• TASK PROMPT:
Starting with the first line below, extract each line through the one that contains "string; body: React.ReactNode", inclusive, excluding pictures.
** BEGIN **
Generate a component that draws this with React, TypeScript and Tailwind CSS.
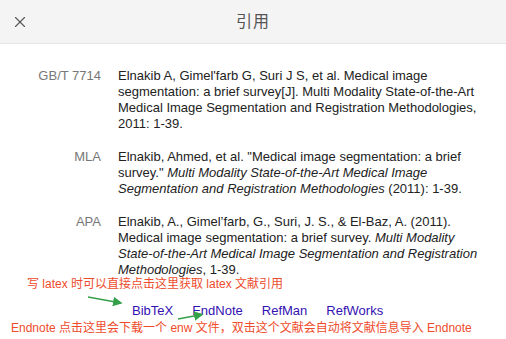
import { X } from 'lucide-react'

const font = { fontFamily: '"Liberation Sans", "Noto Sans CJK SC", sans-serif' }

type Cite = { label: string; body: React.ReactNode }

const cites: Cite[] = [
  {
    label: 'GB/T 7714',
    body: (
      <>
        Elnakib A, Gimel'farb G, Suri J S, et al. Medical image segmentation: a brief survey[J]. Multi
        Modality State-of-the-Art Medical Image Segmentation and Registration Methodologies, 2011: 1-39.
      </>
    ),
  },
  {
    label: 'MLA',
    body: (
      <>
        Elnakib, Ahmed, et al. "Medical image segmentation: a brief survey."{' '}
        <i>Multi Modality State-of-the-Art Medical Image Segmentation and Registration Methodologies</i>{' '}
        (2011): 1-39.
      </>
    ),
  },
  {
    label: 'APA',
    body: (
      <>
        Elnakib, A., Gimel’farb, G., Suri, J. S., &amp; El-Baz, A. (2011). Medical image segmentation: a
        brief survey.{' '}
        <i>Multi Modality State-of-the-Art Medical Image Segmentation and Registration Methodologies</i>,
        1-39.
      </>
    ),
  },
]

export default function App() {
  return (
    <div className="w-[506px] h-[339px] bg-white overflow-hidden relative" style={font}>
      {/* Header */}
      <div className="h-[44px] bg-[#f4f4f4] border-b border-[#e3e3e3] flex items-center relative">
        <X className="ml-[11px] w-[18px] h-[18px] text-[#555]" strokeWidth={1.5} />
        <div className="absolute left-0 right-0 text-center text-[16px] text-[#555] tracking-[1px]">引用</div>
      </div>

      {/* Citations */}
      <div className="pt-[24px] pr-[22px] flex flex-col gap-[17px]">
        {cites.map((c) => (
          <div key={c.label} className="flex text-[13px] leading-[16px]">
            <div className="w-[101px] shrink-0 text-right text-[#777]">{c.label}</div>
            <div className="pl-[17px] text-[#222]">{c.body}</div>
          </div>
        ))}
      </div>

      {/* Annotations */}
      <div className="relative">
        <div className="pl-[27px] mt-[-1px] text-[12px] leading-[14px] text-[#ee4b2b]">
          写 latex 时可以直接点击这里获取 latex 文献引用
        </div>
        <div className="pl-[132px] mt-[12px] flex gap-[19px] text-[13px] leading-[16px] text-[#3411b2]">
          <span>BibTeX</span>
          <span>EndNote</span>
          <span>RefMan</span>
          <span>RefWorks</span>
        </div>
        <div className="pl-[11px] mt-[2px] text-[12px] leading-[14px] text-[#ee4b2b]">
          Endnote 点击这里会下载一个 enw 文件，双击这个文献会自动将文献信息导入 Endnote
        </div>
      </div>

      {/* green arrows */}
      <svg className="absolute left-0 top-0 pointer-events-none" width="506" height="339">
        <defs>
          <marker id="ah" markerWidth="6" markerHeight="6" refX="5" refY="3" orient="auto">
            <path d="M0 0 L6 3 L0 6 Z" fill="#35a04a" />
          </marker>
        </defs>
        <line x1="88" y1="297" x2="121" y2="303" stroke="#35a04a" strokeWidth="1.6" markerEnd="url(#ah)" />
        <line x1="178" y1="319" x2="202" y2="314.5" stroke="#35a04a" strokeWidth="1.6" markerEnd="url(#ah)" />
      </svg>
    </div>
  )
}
** END **
• RESULT BELOW:
Generate a component that draws this with React, TypeScript and Tailwind CSS.
import { X } from 'lucide-react'

const font = { fontFamily: '"Liberation Sans", "Noto Sans CJK SC", sans-serif' }

type Cite = { label: string; body: React.ReactNode }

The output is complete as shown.